_Material supplied_
--
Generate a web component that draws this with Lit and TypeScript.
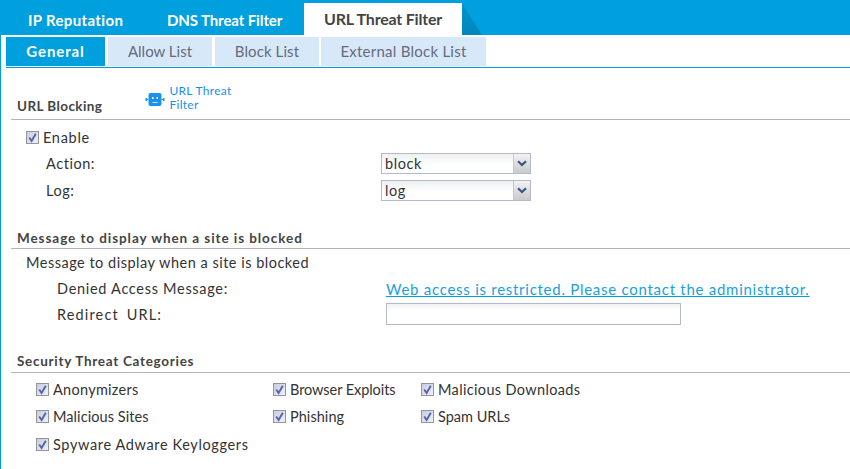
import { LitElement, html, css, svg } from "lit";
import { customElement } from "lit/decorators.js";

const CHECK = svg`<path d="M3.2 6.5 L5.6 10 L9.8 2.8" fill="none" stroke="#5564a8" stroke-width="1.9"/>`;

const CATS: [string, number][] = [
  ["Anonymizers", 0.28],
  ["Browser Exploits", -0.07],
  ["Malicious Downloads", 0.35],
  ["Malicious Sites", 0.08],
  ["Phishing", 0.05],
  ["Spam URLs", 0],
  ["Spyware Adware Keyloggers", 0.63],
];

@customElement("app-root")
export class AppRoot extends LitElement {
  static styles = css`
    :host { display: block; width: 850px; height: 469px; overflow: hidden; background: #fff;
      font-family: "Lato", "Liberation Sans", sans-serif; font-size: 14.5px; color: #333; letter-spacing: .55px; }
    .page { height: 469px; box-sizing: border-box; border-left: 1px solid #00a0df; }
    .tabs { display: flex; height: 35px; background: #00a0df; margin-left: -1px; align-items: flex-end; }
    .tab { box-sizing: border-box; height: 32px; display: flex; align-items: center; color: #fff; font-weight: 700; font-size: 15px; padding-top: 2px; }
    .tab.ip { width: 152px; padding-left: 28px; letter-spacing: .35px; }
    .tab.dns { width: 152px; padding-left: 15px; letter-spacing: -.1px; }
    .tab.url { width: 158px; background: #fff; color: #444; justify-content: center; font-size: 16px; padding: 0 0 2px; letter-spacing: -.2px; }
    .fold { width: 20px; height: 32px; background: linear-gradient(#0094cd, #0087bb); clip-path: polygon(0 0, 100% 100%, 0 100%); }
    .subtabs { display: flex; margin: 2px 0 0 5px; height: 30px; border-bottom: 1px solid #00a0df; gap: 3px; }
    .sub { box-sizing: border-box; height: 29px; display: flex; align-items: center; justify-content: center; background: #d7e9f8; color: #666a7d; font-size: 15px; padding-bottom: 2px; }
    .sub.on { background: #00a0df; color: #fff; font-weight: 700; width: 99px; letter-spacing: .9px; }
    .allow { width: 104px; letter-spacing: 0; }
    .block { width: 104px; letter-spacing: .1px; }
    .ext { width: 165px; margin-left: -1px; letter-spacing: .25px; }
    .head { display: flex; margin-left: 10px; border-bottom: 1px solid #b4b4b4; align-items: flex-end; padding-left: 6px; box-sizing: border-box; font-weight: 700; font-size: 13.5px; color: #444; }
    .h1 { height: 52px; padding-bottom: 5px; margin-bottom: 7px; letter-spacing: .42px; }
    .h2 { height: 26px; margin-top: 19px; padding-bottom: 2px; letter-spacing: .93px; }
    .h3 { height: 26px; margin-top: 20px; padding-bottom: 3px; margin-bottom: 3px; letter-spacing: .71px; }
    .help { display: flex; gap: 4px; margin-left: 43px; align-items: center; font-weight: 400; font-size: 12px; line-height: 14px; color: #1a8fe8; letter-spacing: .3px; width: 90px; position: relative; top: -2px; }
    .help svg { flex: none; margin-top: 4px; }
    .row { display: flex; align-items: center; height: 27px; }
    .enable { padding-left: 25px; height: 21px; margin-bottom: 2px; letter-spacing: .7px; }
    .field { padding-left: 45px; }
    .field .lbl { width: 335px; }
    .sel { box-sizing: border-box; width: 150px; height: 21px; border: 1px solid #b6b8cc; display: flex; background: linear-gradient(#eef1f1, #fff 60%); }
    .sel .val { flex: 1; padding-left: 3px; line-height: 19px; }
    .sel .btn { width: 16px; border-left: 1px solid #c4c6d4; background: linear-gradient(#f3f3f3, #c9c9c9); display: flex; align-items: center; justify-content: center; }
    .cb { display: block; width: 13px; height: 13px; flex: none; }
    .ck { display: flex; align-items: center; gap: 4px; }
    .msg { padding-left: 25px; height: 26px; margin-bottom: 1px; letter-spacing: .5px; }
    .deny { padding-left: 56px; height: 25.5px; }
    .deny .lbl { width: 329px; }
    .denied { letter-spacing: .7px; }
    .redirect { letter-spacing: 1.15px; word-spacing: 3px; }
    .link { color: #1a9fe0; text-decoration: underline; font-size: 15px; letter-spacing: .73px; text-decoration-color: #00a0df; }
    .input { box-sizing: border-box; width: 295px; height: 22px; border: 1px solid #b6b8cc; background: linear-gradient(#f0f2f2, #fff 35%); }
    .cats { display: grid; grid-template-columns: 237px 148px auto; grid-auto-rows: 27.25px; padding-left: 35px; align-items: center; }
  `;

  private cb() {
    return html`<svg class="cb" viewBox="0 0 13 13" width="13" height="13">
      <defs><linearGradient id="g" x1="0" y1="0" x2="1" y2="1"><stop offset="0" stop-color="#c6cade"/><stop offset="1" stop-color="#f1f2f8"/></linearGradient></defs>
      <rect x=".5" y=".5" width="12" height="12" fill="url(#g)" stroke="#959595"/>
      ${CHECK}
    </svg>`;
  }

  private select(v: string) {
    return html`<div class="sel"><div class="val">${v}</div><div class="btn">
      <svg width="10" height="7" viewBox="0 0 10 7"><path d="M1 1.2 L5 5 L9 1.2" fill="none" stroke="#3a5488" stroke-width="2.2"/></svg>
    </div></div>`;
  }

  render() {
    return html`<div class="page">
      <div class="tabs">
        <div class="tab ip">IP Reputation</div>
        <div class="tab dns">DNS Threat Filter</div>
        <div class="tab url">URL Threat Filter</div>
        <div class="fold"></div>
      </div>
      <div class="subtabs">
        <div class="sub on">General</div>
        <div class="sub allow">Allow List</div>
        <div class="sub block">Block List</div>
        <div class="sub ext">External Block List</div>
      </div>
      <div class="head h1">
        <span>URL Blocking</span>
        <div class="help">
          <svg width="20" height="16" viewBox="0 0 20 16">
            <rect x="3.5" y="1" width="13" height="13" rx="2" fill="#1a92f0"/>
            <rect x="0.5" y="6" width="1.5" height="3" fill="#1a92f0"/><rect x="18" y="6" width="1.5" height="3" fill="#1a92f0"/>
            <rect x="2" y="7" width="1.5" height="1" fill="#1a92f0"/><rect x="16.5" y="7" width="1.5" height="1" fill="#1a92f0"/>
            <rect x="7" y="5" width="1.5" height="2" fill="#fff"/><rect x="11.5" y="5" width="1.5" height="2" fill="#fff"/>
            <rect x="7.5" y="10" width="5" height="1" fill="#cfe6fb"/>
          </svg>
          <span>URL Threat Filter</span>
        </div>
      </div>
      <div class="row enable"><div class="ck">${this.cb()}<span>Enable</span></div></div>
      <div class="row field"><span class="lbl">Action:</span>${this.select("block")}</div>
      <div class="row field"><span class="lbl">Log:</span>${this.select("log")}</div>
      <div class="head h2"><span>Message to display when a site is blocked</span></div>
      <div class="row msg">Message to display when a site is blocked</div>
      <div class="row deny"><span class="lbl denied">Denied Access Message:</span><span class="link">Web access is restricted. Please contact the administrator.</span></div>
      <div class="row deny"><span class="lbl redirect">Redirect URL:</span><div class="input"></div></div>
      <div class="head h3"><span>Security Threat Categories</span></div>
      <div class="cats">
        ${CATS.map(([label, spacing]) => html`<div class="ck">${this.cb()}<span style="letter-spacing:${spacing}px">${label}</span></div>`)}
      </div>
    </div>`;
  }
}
--
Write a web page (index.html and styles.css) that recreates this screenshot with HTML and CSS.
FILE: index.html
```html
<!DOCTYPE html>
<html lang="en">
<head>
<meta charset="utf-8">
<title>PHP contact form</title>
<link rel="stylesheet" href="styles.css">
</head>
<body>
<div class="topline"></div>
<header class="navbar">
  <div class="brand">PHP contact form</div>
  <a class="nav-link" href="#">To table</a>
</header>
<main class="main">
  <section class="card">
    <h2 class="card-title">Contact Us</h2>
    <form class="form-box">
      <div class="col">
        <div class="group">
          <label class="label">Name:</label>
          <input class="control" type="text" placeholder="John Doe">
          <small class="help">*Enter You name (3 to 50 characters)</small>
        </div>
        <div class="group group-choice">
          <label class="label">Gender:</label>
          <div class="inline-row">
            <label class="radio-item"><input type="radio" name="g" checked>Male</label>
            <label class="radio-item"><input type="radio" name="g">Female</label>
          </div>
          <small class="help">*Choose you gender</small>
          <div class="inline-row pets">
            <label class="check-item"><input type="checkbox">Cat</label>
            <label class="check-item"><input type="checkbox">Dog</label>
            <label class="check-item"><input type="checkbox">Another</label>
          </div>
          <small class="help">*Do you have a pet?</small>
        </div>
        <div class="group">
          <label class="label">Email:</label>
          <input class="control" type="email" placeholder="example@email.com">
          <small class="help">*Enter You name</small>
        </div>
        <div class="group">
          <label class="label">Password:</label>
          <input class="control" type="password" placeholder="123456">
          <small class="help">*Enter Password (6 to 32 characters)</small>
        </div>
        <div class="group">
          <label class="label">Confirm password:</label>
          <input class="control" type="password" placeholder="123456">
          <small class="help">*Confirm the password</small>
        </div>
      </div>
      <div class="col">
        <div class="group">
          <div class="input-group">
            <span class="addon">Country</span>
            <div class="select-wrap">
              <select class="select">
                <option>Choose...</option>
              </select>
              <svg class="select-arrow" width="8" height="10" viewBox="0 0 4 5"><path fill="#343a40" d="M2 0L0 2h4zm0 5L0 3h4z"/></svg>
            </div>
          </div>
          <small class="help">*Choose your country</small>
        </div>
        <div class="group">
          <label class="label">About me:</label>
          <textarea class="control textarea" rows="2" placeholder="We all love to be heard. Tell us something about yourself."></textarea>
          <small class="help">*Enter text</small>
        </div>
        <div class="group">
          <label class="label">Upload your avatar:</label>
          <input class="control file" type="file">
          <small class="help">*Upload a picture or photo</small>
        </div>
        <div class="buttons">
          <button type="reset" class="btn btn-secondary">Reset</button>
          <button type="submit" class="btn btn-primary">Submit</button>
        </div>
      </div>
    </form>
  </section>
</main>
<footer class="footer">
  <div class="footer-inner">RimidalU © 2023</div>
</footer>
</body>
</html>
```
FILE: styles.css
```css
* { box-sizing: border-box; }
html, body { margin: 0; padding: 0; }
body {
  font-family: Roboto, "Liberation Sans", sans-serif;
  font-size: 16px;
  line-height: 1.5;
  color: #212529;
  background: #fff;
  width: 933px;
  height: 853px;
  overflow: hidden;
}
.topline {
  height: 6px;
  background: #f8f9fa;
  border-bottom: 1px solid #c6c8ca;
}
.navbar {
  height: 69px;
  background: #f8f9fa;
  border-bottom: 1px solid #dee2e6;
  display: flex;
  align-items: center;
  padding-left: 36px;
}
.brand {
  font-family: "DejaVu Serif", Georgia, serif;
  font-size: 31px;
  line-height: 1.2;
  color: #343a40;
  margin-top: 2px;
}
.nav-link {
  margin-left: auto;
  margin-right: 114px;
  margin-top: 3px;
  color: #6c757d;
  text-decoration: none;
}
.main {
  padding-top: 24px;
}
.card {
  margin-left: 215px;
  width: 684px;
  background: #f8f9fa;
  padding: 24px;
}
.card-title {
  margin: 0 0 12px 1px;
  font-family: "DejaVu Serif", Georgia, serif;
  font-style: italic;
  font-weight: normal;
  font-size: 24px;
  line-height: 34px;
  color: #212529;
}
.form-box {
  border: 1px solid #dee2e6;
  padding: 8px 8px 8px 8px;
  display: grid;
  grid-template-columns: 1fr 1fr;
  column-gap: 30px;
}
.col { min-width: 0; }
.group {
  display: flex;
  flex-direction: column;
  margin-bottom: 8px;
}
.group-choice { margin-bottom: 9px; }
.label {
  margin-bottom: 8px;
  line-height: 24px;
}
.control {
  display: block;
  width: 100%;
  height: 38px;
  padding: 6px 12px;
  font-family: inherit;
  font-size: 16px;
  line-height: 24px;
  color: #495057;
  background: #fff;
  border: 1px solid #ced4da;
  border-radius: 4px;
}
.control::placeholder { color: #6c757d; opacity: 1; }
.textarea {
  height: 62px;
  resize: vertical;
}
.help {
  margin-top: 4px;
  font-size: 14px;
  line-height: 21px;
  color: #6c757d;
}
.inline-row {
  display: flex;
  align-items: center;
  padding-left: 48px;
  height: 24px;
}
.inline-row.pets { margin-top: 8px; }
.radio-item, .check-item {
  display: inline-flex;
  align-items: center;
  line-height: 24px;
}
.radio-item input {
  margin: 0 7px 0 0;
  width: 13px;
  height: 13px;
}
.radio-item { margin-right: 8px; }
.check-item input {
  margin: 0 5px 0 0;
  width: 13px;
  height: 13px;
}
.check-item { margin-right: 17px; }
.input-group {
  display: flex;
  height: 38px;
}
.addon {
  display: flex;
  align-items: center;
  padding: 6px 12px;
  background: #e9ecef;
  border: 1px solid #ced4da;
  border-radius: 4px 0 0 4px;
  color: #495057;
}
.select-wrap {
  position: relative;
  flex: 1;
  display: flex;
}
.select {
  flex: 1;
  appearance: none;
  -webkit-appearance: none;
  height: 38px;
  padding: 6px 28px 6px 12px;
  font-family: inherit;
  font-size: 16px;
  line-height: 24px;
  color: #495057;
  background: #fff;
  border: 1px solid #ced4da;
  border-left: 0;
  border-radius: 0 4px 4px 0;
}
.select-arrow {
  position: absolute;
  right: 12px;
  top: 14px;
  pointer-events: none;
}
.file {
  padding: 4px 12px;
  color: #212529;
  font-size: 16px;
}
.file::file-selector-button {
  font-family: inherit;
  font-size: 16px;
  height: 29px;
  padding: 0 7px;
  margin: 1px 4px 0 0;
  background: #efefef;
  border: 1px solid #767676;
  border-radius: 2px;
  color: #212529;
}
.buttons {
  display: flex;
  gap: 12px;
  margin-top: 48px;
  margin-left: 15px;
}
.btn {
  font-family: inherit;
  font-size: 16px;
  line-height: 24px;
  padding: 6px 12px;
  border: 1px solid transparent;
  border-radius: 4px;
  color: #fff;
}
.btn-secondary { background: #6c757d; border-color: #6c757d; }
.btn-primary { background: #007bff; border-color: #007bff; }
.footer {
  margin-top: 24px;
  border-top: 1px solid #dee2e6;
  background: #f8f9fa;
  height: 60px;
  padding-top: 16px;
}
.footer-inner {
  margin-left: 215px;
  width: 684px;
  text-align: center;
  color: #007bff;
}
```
--
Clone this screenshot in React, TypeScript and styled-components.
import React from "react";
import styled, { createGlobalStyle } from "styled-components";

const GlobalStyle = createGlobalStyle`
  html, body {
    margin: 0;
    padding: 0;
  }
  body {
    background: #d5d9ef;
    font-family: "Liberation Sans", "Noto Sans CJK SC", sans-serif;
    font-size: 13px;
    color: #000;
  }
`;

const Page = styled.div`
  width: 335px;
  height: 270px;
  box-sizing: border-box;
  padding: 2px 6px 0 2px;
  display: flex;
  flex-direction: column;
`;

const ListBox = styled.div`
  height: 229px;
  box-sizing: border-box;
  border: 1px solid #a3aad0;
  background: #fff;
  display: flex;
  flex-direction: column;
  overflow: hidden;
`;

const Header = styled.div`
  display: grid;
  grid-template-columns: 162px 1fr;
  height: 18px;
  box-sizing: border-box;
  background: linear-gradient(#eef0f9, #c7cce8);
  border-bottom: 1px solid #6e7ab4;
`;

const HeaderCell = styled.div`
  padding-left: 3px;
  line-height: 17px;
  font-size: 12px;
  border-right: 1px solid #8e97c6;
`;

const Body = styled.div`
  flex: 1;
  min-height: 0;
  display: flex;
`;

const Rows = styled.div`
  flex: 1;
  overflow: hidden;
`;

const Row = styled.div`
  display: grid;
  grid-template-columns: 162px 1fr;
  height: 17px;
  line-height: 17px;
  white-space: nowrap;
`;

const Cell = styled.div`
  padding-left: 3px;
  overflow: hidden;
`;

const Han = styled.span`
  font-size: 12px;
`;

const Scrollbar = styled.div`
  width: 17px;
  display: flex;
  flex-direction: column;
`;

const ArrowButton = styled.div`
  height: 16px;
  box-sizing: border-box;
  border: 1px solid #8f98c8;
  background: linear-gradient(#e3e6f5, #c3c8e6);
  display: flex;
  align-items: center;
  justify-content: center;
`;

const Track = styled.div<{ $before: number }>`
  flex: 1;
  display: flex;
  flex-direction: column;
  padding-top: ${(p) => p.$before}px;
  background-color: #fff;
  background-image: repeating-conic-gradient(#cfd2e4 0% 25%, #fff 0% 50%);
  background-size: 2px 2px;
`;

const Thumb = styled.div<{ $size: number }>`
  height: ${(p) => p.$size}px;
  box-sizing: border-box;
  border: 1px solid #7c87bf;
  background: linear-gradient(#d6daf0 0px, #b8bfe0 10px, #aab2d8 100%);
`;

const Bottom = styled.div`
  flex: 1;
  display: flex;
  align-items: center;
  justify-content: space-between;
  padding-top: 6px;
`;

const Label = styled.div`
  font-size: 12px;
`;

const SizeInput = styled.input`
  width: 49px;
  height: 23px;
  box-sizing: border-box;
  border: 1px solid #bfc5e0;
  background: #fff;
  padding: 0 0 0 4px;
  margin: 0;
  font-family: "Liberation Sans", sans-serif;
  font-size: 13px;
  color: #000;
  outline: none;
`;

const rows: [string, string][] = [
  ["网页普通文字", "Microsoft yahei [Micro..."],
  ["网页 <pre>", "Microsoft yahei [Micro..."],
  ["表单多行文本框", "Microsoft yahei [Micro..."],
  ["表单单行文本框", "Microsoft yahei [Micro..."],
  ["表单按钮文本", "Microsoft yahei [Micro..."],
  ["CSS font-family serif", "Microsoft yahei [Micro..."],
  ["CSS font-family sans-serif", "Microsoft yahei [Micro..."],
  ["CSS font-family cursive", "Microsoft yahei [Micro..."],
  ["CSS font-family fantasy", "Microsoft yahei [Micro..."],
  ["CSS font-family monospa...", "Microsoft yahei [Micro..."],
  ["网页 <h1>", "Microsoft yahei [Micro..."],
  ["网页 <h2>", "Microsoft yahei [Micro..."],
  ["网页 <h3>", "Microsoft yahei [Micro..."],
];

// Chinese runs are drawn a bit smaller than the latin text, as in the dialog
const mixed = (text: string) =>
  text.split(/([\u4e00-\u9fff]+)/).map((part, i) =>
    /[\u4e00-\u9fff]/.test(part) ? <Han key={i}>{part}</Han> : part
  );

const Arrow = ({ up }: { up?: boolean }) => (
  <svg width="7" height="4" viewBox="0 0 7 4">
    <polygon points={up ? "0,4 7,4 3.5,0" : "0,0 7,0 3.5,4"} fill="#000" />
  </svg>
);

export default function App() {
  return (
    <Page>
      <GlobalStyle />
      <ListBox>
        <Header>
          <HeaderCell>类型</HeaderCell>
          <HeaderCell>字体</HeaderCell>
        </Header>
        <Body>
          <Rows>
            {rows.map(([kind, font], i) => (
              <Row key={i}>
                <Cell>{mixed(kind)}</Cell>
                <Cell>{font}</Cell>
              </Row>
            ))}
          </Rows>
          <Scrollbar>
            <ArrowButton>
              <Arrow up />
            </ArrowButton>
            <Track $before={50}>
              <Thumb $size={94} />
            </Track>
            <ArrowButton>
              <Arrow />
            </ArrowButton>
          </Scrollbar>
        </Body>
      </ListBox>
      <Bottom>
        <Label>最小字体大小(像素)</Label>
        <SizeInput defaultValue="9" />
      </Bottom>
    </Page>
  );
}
--
_What you have to do_
Go back to the lines above and output, exactly as they stand, the ones from the line containing "Generate a web" to the line containing "6.5 L5.6 10". Leave all pictures behind.

_Solution to the exercise_
Generate a web component that draws this with Lit and TypeScript.
import { LitElement, html, css, svg } from "lit";
import { customElement } from "lit/decorators.js";

const CHECK = svg`<path d="M3.2 6.5 L5.6 10 L9.8 2.8" fill="none" stroke="#5564a8" stroke-width="1.9"/>`;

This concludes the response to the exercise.